Doch keine Sorge, alles nur ein „Missverständnis“, wie die „SZ“ kurz darauf betonte. Denn was antisemitisch ist, entscheiden schließlich die Macher der „SZ“ – und wären da nicht all die Nervensägen, die das anders sehen, hätte man schon längst wie gewohnt und völlig entspannt „um die Demokratie in Israel fürchten“ können. Zudem seien es ja gar nicht die „SZ“-Verantwortlichen, sondern „die Feinde Israels“, die den jüdischen Staat so sehen, wie es die Karikatur suggeriert. Ein scharfsinniges Argument. So gesehen wäre auch der „Stürmer“ kein antisemitisches Machwerk gewesen, denn letztlich zeigte er ja nur, wie Judenhasser die Juden wahrnehmen.

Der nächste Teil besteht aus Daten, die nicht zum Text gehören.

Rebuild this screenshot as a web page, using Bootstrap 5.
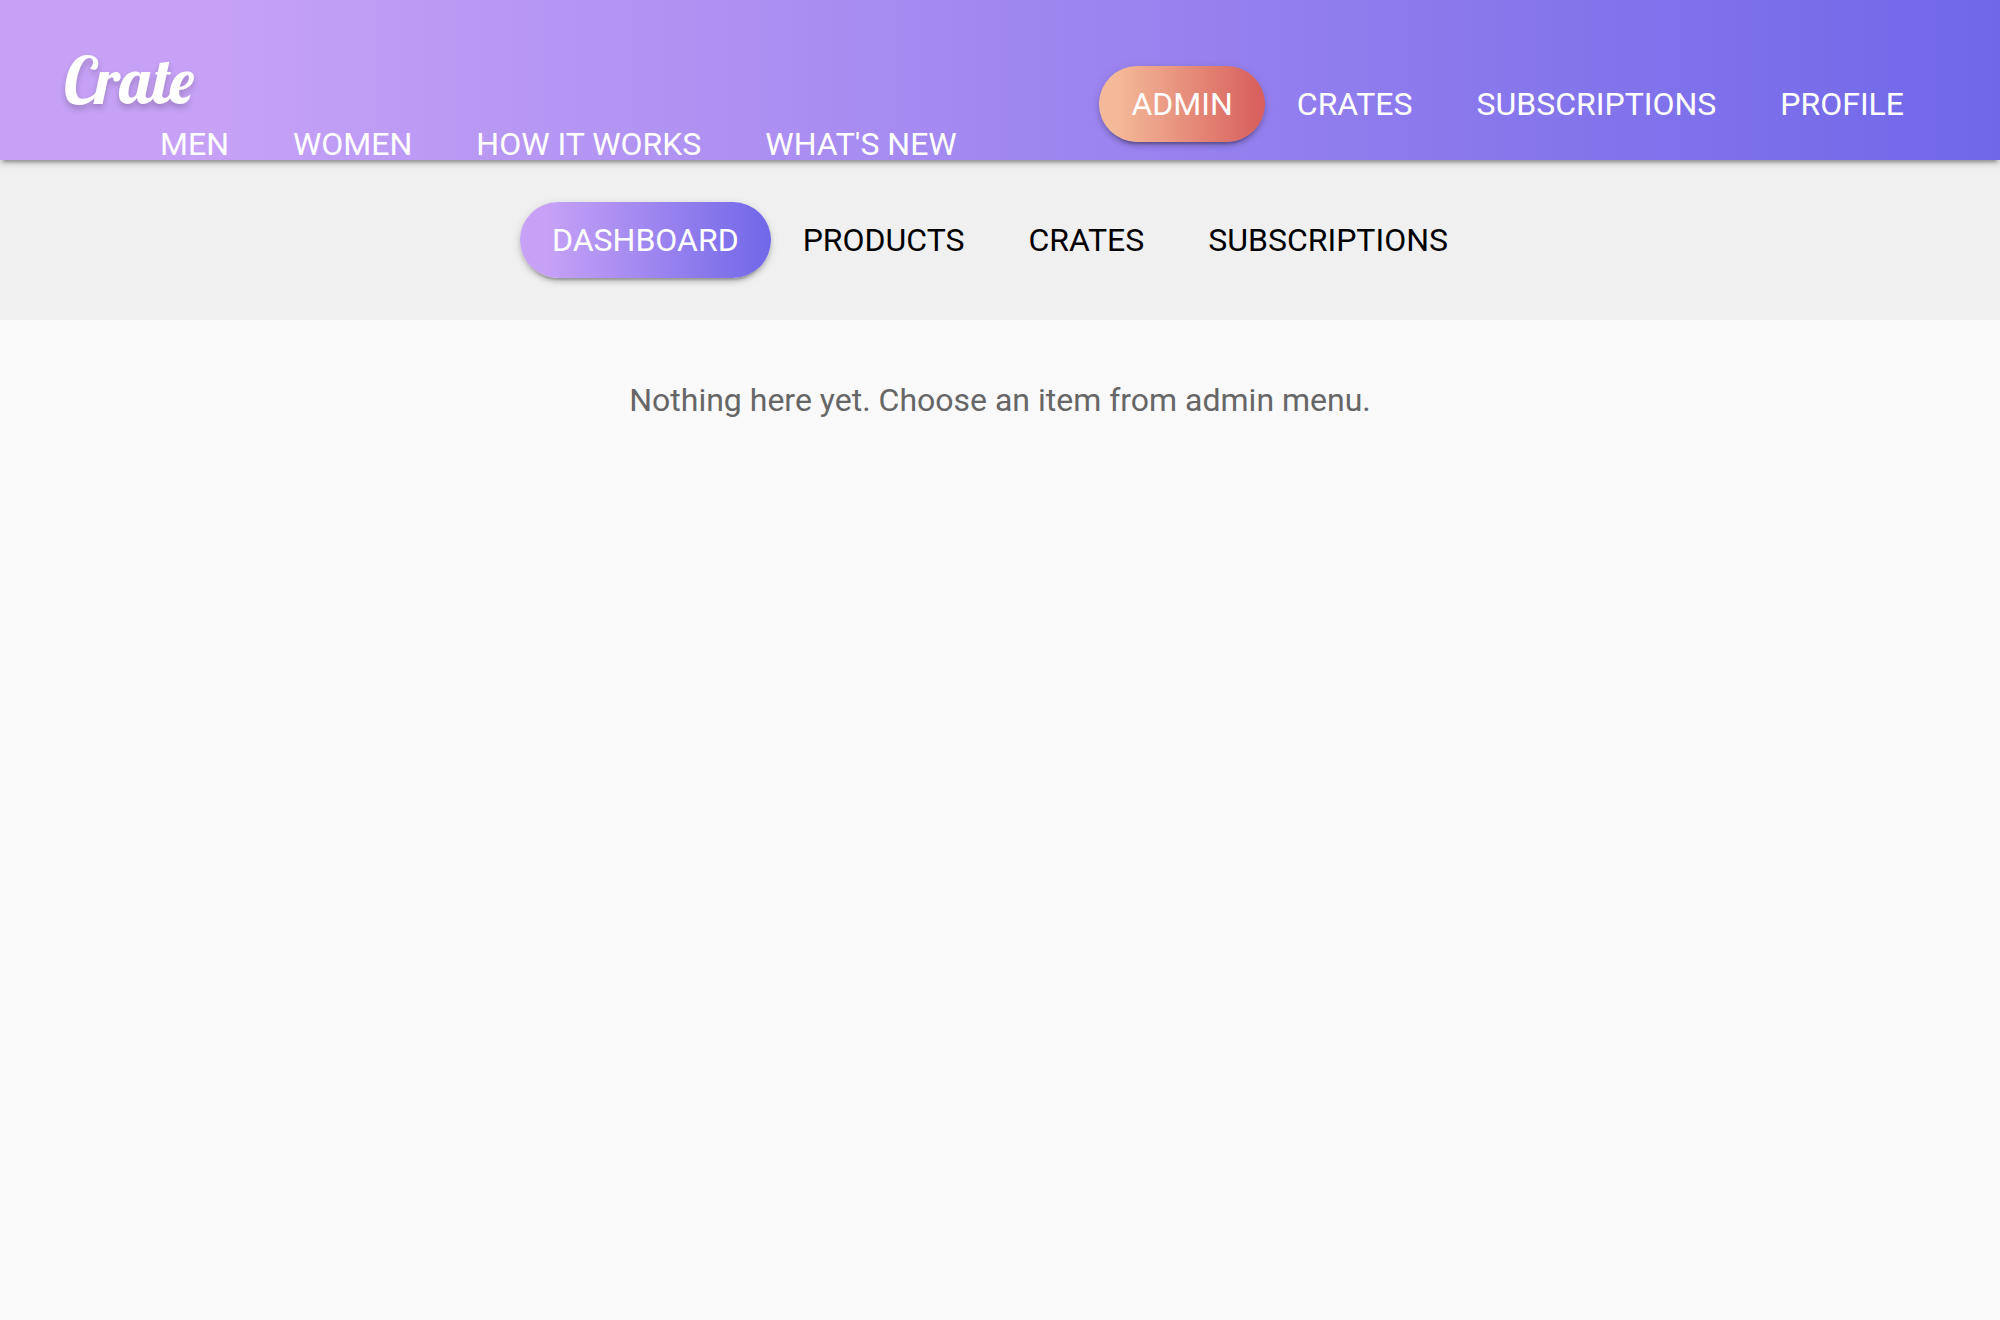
<!DOCTYPE html>
<html lang="en">
<head>
<meta charset="utf-8">
<meta name="viewport" content="width=device-width, initial-scale=1">
<title>Crate - Admin</title>
<link href="https://cdn.jsdelivr.net/npm/bootstrap@5.3.0/dist/css/bootstrap.min.css" rel="stylesheet">
<style>
  :root {
    --grad-primary: linear-gradient(to right, #c6a1f6 11%, #7067e8);
    --grad-accent: linear-gradient(to right, #f4b998 11%, #d75d5b);
    --lift: 0 4px 4px rgba(0, 0, 0, .14), 0 6px 2px -4px rgba(0, 0, 0, .2), 0 2px 10px rgba(0, 0, 0, .12);
  }
  body {
    background: #f9f9f9;
    font-family: Roboto, "Liberation Sans", sans-serif;
    font-size: 32px;
    line-height: 38px;
  }
  .site-header {
    background: var(--grad-primary);
    box-shadow: var(--lift);
    height: 160px;
    padding: 0 64px;
    z-index: 1;
  }
  .brand-block { padding-top: 40px; }
  .site-logo {
    color: #fff;
    font-family: Lobster, "Liberation Serif", serif;
    font-size: 64px;
    font-weight: 400;
    line-height: 80px;
    margin-bottom: 5px;
    text-shadow: 0 4px 6px rgba(0, 0, 0, .2);
  }
  .main-menu { padding-left: 64px; }
  .account-menu { padding-top: 66px; }
  .menu-link {
    border-radius: 38px;
    color: #fff;
    display: block;
    padding: 0 32px;
    text-decoration: none;
    text-transform: uppercase;
    white-space: nowrap;
  }
  .menu-pill { padding: 19px 32px; }
  .sub-header { background: #f0f0f0; padding: 42px 0; }
  .sub-header .menu-link { color: #000; }
  .sub-header .menu-link.is-current { background: var(--grad-primary); box-shadow: var(--lift); color: #fff; }
  .account-menu .is-current { background: var(--grad-accent); box-shadow: var(--lift); }
  .empty-note { color: #666; padding: 61px 0; }
</style>
</head>
<body>
<header class="site-header position-relative d-flex justify-content-between align-items-start">
  <div class="brand-block">
    <a class="site-logo d-block text-decoration-none" href="#">Crate</a>
    <nav aria-label="Main">
      <ul class="main-menu list-unstyled d-flex mb-0">
        <li><a class="menu-link" href="#">Men</a></li>
        <li><a class="menu-link" href="#">Women</a></li>
        <li><a class="menu-link" href="#">How it works</a></li>
        <li><a class="menu-link" href="#">What's new</a></li>
      </ul>
    </nav>
  </div>
  <nav class="account-menu" aria-label="Account">
    <ul class="list-unstyled d-flex mb-0">
      <li><a class="menu-link menu-pill is-current" href="#" aria-current="page">Admin</a></li>
      <li><a class="menu-link menu-pill" href="#">Crates</a></li>
      <li><a class="menu-link menu-pill" href="#">Subscriptions</a></li>
      <li><a class="menu-link menu-pill" href="#">Profile</a></li>
    </ul>
  </nav>
</header>
<nav class="sub-header" aria-label="Admin">
  <ul class="list-unstyled d-flex justify-content-center mb-0">
    <li><a class="menu-link menu-pill is-current" href="#" aria-current="page">Dashboard</a></li>
    <li><a class="menu-link menu-pill" href="#">Products</a></li>
    <li><a class="menu-link menu-pill" href="#">Crates</a></li>
    <li><a class="menu-link menu-pill" href="#">Subscriptions</a></li>
  </ul>
</nav>
<main>
  <p class="empty-note text-center mb-0">Nothing here yet. Choose an item from admin menu.</p>
</main>
<script src="https://cdn.jsdelivr.net/npm/bootstrap@5.3.0/dist/js/bootstrap.bundle.min.js"></script>
</body>
</html>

Am Ende des Tages ist ein solcher Vorgang allerdings wenig überraschend. Vielmehr ist er die Kür einer Jahrzehnte andauernden Vorstellung, die tagein, tagaus in deutschen Medien aufgeführt wird. Mal sind es die klassischen „Israel attackiert Gaza“-Zeilen, mal Personen wie Jakob Augstein und Günter Grass, die die krankhafte Israel-Obsession nicht nur nähren, sondern salonfähig machen. Auch den „SZ“-Machern ging es hier offenkundig nicht um sachliche Kritik, denn die wäre auch ohne Bilder möglich gewesen. Nein, das gesamte „SZ“-Menü transportiert nur eines, nämlich das unterschwellige Gefühl, ein Opfer der raffgierigen Juden zu sein. Ein Gefühl übrigens, das sich daneben gut verkauft, Kunden bindet und durch Bilder erheblich verstärkt wird.

Dass der „SZ“ all das vielleicht nicht klar war oder ist, tut dem keinen Abbruch. Dass solche Gefühle allerdings durch ein Leitmedium – und ein solches ist die „SZ“ zweifellos – in die Welt getragen werden, ist nicht nur neu. Es zeigt zudem, auf welche Weise die Deutschen ihren Knacks mittlerweile therapieren und was sie so alles aus der Geschichte gelernt haben. Zum Beispiel, dass man überzogene Israelkritik antisemitisch bebildern darf, solange man darauf hinweist, nur die Sicht der Israel-Hasser demonstrieren zu wollen. Insofern muss man der „SZ“ immerhin eines zugutehalten – nämlich, dass sie damit den aktuellen deutschen Krankheitsverlauf bestens dokumentiert hat.



Zuerst im Rahmen der Kolumne "Neues aus Meschuggestan" auf "The European" erschienen.